What you gain from this:
- a look at the actual soil horizons, clays and gravels
- evidence of natural moisture or seepage
- chance to spot buried debris, backfilled pits or unstable ground
This approach is surprisingly effective in shallow aquifers. It does carry a major warning, though: before digging, check with the council or utility companies for maps of underground pipes, cables and old septic tanks.
Between science and intuition: dowsers and hydrogeologists
Few topics in domestic water projects spark as many arguments as dowsing. For some, the image of a person walking with a forked branch feels outdated. For others, it is a respected craft that has quietly served farms and villages for generations.
Why dowsers still get calls
Dowsers, sometimes called water diviners, use rods or pendulums to pinpoint spots where they sense underground water.
Scientific studies struggle to prove a consistent effect beyond chance. Yet many homeowners swear their well only succeeded thanks to a local dowser’s visit. Even some municipalities occasionally hire them, often alongside more conventional assessments.
From a practical standpoint, a volunteer neighbour with experience costs little. Some families treat it almost as a ritual before a big drilling project. The method remains controversial, but in combination with geological data and observation, many see it as one more hint in a bigger puzzle.
What a professional hydrogeologist brings
For those who prefer documented evidence, hydrogeologists offer a very different service. These specialists:
- analyse regional and local geology, including faults and fractures
- assess recharge areas and likely flow directions
- review nearby well logs and pumping tests
- use modelling or advanced imaging when the budget allows
Their report can recommend an optimal drilling spot, expected depth range and potential yield. The fee can feel high on a small garden project, but it may save paying for a 40-metre bore that ends in dry granite.
Spending on expertise before drilling often costs less than correcting a bad well for decades.
Local memory and legal steps you should not skip
Ask the people who were there first
Long-time residents and farmers often know more about water on your street than any satellite image.
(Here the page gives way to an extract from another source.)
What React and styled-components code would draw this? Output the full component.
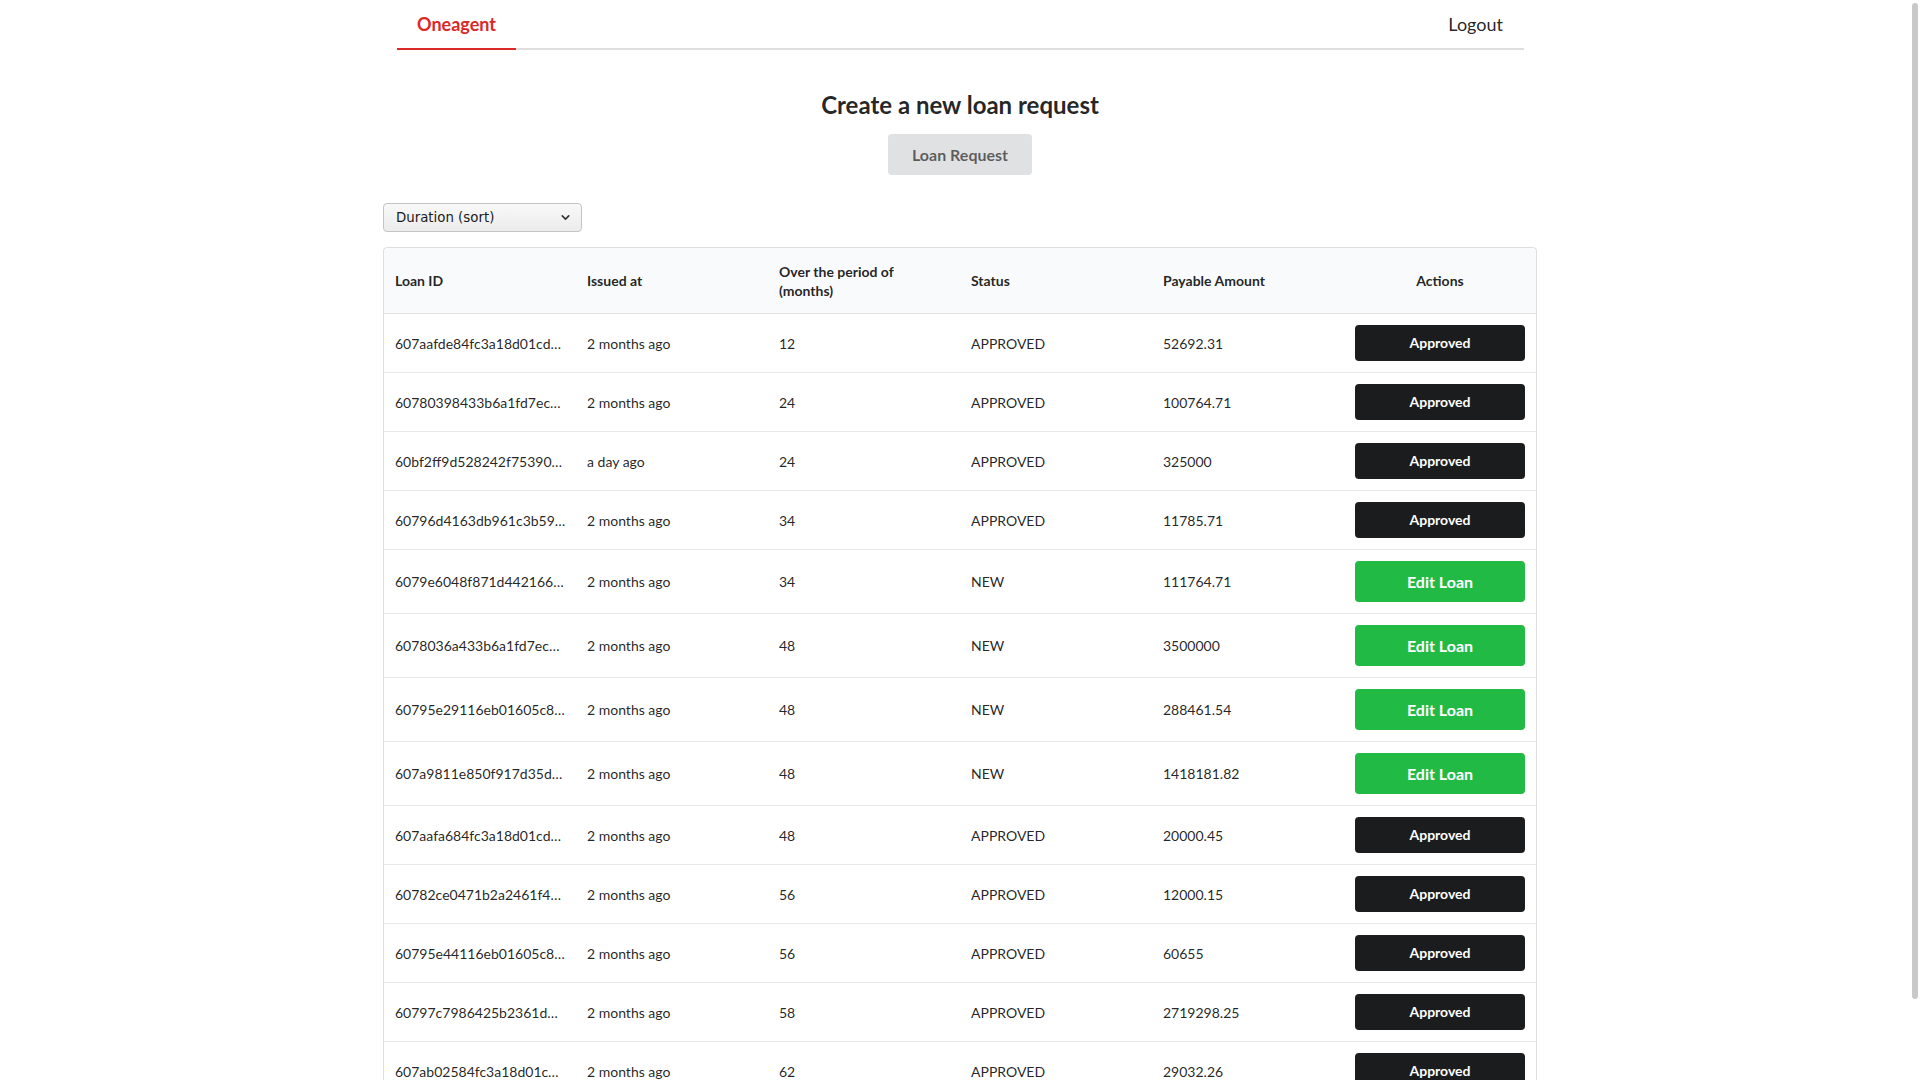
import React, { useState } from 'react';
import styled, { createGlobalStyle } from 'styled-components';
import { ChevronDown } from 'lucide-react';

const GlobalStyle = createGlobalStyle`
  body {
    margin: 0;
    background: #fff;
    font-family: Lato, "Noto Sans", sans-serif;
    font-size: 14px;
    color: rgba(0, 0, 0, 0.87);
  }
`;

const Page = styled.div`
  width: 1154px;
  margin: 0 auto;
`;

const Nav = styled.nav`
  display: flex;
  justify-content: space-between;
  margin: 0 13px 0 14px;
  border-bottom: 2px solid rgba(34, 36, 38, 0.15);
`;

const NavItem = styled.a`
  display: flex;
  align-items: center;
  height: 48px;
  padding: 0 ${(p) => (p.active ? '20px' : '21px')};
  font-size: 18px;
  font-weight: ${(p) => (p.active ? 700 : 400)};
  color: ${(p) => (p.active ? '#db2828' : 'rgba(0, 0, 0, 0.87)')};
  border-bottom: 2px solid ${(p) => (p.active ? '#db2828' : 'transparent')};
  margin-bottom: -2px;
  cursor: pointer;
`;

const Hero = styled.section`
  display: flex;
  flex-direction: column;
  align-items: center;
  padding-top: 39px;
`;

const Title = styled.h2`
  margin: 0 0 14px;
  font-size: 24px;
  line-height: 31px;
  font-weight: 700;
  color: rgba(0, 0, 0, 0.87);
`;

const GreyButton = styled.button`
  font-family: Lato, sans-serif;
  font-size: 16px;
  font-weight: 700;
  line-height: 1em;
  padding: 12.5px 24px;
  border: none;
  border-radius: 4px;
  background: #e0e1e2;
  color: rgba(0, 0, 0, 0.6);
  cursor: pointer;
`;

const SelectWrap = styled.div`
  position: relative;
  width: 199px;
  margin: 28px 0 15px;
`;

const SortSelect = styled.select`
  display: block;
  width: 100%;
  height: 29px;
  appearance: none;
  font-family: "DejaVu Sans", sans-serif;
  font-size: 13.33px;
  color: #1a1a1a;
  padding: 0 28px 0 12px;
  background: linear-gradient(#f8f8f8, #ececec);
  border: 1px solid #c4c4c4;
  border-radius: 4px;
  outline: none;
`;

const Caret = styled.span`
  position: absolute;
  right: 10px;
  top: 8px;
  display: flex;
  pointer-events: none;
  color: #333;
`;

const Table = styled.table`
  width: 100%;
  table-layout: fixed;
  border-collapse: separate;
  border-spacing: 0;
  border: 1px solid rgba(34, 36, 38, 0.15);
  border-radius: 4px;
  margin-bottom: 8px;
`;

const Th = styled.th`
  background: #f9fafb;
  padding: 13.5px 11px;
  text-align: ${(p) => (p.center ? 'center' : 'left')};
  font-weight: 700;
  line-height: 19px;
  border-bottom: 1px solid rgba(34, 36, 38, 0.1);
  &:first-child { border-top-left-radius: 4px; }
  &:last-child { border-top-right-radius: 4px; }
`;

const Td = styled.td`
  padding: 11px 10.5px 11px 11px;
  vertical-align: middle;
  line-height: 19px;
  border-top: ${(p) => (p.first ? 'none' : '1px solid rgba(34, 36, 38, 0.1)')};
  white-space: nowrap;
  overflow: hidden;
  text-overflow: ellipsis;
  &:last-child { padding-right: 11px; }
`;

const ActionButton = styled.button`
  display: block;
  width: 100%;
  font-family: Lato, sans-serif;
  font-weight: 700;
  font-size: ${(p) => (p.edit ? '16px' : '14px')};
  line-height: 1em;
  padding: ${(p) => (p.edit ? '12.5px 0' : '11px 0')};
  border: none;
  border-radius: 4px;
  color: #fff;
  background: ${(p) => (p.edit ? '#21ba45' : '#1b1c1d')};
  cursor: pointer;
`;

// overlay scrollbar thumb as seen in the screenshot
const ScrollThumb = styled.div`
  position: fixed;
  top: 3px;
  right: 2px;
  width: 6px;
  height: 996px;
  border-radius: 3px;
  background: #c9c9c9;
`;

const loans = [
  ['607aafde84fc3a18d01cd2e5', '2 months ago', 12, 'APPROVED', '52692.31'],
  ['60780398433b6a1fd7ec1b20', '2 months ago', 24, 'APPROVED', '100764.71'],
  ['60bf2ff9d528242f75390a14', 'a day ago', 24, 'APPROVED', '325000'],
  ['60796d4163db961c3b59e7a1', '2 months ago', 34, 'APPROVED', '11785.71'],
  ['6079e6048f871d4421660c93', '2 months ago', 34, 'NEW', '111764.71'],
  ['6078036a433b6a1fd7ec1b1f', '2 months ago', 48, 'NEW', '3500000'],
  ['60795e29116eb01605c8a4d2', '2 months ago', 48, 'NEW', '288461.54'],
  ['607a9811e850f917d35d6b08', '2 months ago', 48, 'NEW', '1418181.82'],
  ['607aafa684fc3a18d01cd2e3', '2 months ago', 48, 'APPROVED', '20000.45'],
  ['60782ce0471b2a2461f4c5a8', '2 months ago', 56, 'APPROVED', '12000.15'],
  ['60795e44116eb01605c8a4d5', '2 months ago', 56, 'APPROVED', '60655'],
  ['60797c7986425b2361d9e4f7', '2 months ago', 58, 'APPROVED', '2719298.25'],
  ['607ab02584fc3a18d01cd301', '2 months ago', 62, 'APPROVED', '29032.26'],
  ['607ab0e784fc3a18d01cd30a', '2 months ago', 72, 'APPROVED', '41250.00'],
];

const App = () => {
  const [sort, setSort] = useState('duration');

  return (
    <Page>
      <GlobalStyle />
      <ScrollThumb />
      <Nav>
        <NavItem active>Oneagent</NavItem>
        <NavItem>Logout</NavItem>
      </Nav>
      <Hero>
        <Title>Create a new loan request</Title>
        <GreyButton>Loan Request</GreyButton>
      </Hero>
      <SelectWrap>
        <SortSelect value={sort} onChange={(e) => setSort(e.target.value)}>
          <option value="duration">Duration (sort)</option>
          <option value="amount">Amount (sort)</option>
          <option value="date">Issued at (sort)</option>
        </SortSelect>
        <Caret>
          <ChevronDown size={13} strokeWidth={3} />
        </Caret>
      </SelectWrap>
      <Table>
        <thead>
          <tr>
            <Th>Loan ID</Th>
            <Th>Issued at</Th>
            <Th>Over the period of (months)</Th>
            <Th>Status</Th>
            <Th>Payable Amount</Th>
            <Th center>Actions</Th>
          </tr>
        </thead>
        <tbody>
          {loans.map(([id, issued, months, status, amount], i) => (
            <tr key={id}>
              <Td first={i === 0}>{id}</Td>
              <Td first={i === 0}>{issued}</Td>
              <Td first={i === 0}>{months}</Td>
              <Td first={i === 0}>{status}</Td>
              <Td first={i === 0}>{amount}</Td>
              <Td first={i === 0}>
                {status === 'NEW' ? (
                  <ActionButton edit>Edit Loan</ActionButton>
                ) : (
                  <ActionButton>Approved</ActionButton>
                )}
              </Td>
            </tr>
          ))}
        </tbody>
      </Table>
    </Page>
  );
};

export default App;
They remember where springs appeared after storms, where livestock always gathered, or which cellars flooded every winter.
A few conversations can reveal:
- old water sources that have been covered or forgotten
- land subsidence linked to past mining, which can alter flows
- periods when wells ran low, signalling seasonal stress
Crossing these stories with maps and measurements gives a much richer picture of your ground’s behaviour.
Declaring a well and checking regulations
In many countries, private wells must be declared to local authorities. The aim is to protect public water resources and avoid contamination of aquifers.
Rules typically cover:
- minimum distance from septic tanks, drains and animal housing
- separation from neighbouring wells and property lines
- technical standards for casing and sealing
- whether water may be used only for irrigation or also for household use
Before you start, contact your council to clarify what permits, notifications and tests you need. Ignoring this can bring fines or an order to seal the well you just paid for.
Key concepts: “vein of water”, aquifer and yield
People often talk about a “vein of water” as if it were a pipe. In hydrogeology, the more accurate term is “aquifer” — a rock or sediment layer that stores and transmits water.
A few terms worth knowing:
- Unconfined aquifer: sits just beneath the soil; easier to reach but sensitive to pollution and drought.
- Confined aquifer: trapped between less permeable layers; often deeper, with more stable supply.
- Yield: the flow a well can provide, usually in litres per hour or gallons per minute.
- Drawdown: how much the water level in the well drops when you pump.
A well can strike water but still be disappointing if the yield is low or the level drops quickly when used. That is why many professionals run a pumping test after drilling, to see how the aquifer reacts over several hours.
What can go wrong – and how to stack the odds
Even with careful planning, drilling carries risks. You might hit water that is too mineralised for domestic use, such as very hard water or high iron, which stains fixtures. In farming areas, nitrates or pesticides can seep into shallow aquifers.
There is also a financial dimension. A medium-depth borehole with casing, pump, electrics and storage can easily reach several thousand pounds or euros. Adding treatment equipment for problematic water pushes the total higher.
Combining several modest methods beats relying on one miraculous sign. Think maps, plants, neighbours and, when needed, professionals.
A realistic approach often looks like this: start with regional data and local well records, walk your land and note vegetation and damp zones, talk to neighbours, then, if your budget allows, bring in either a drill-tested dowser or a hydrogeologist — or both. The more independent clues point to the same spot, the more confident you can feel when the drill finally bites into the soil.